Sheshunoff Consulting + Solutions (SCS) is a company that provides consulting and advisory services to the financial services industry. It was founded in 1971 as Sheshunoff Information Services, was later sold away from and then back to Sheshunoff Management Services, and then re-named Sheshunoff Consulting + Solutions. The company is headquartered in Austin, Texas. SCS focuses on management consulting, risk management, technology solutions, and investment banking.

Company history

Sheshunoff Information Services
Gabrielle and Alex Sheshunoff started Sheshunoff Information Services (SIS), in 1971, as a data business, consisting of State Books of ratios, rankings and bank data reports. SIS developed data reports, surveys and analysis, which were built into books. The company also offered seminars for bankers, focused on understanding the bank data. The seminars were expanded into an affiliation program to allow bankers to interact in small groups. The program for CEOs was first offered in 1982; for Senior Lenders in 1988; and for Technology and Operations in 1994.

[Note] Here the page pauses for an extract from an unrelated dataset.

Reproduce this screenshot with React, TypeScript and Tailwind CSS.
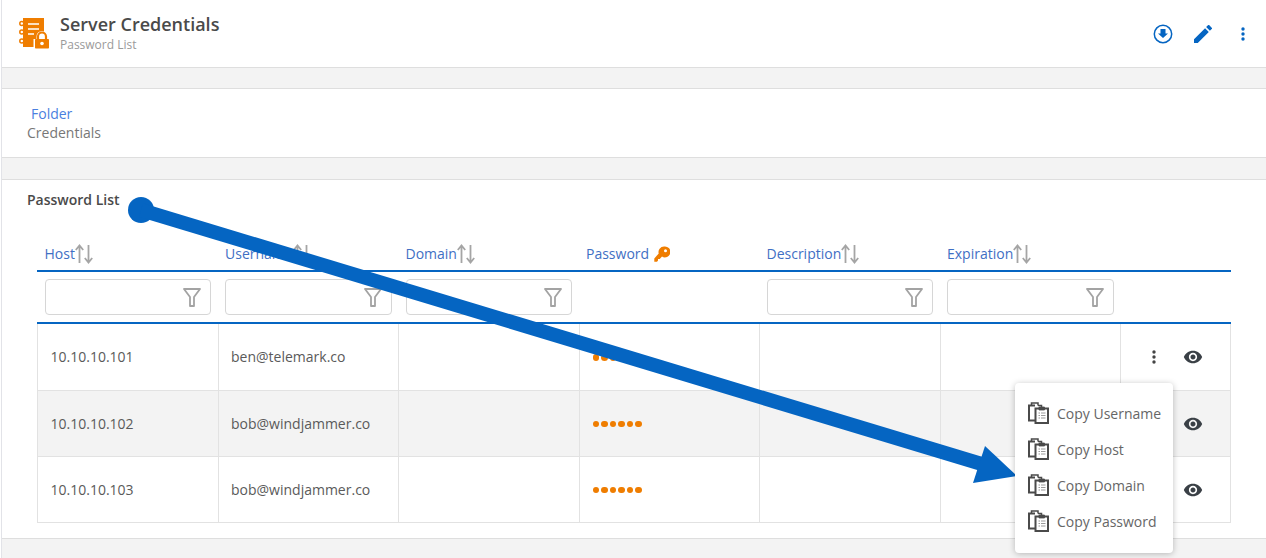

In 1988, the Sheshunoffs sold the professional publishing branch of SIS to International Thomson, a Toronto-based company. In 1995, SIS acquired A. S. Pratt & Sons of Arlington, Virginia, a financial services publisher, and in 1997, SIS acquired 38 publications from Warren, Gorham & Lamont, a Thomson imprint.

In 2004, SIS was sold to Sheshunoff Management Services (see below).

Sheshunoff Management Services
In the late 1980s, the Sheshunoffs developed an investment banking group, and when SIS was sold to Thomson International, they retained the consulting and investment banking businesses and, in 1992, founded Sheshunoff Management Services. In the mid-90s, Sheshunoff Management Services became more focused on technology services and products, and risk management services. By 2001, they had developed a proprietary overdraft tool, Deposit Score.

In 2000, Gabrielle Sheshunoff and the private equity firm Austin Ventures launched Alex Information and, in 2004, Alex Information purchased SIS, retaining SIS as the name for the combined company. In 2005, Gabrielle Sheshunoff sold SIS to Thompson Publishing Group, a Washington, D.C. based professional publisher that is unrelated to International Thomson.

In the 2000s, Sheshunoff Management Services expanded by acquiring a number of companies including Harcourt Group, a Boston-based provider of risk management services, Servique, a Houston-based risk and compliance management services firm, Bennington Partners, a provider of loan review services, and Brintech, a bank management consulting firm with offices in Austin and Atlanta.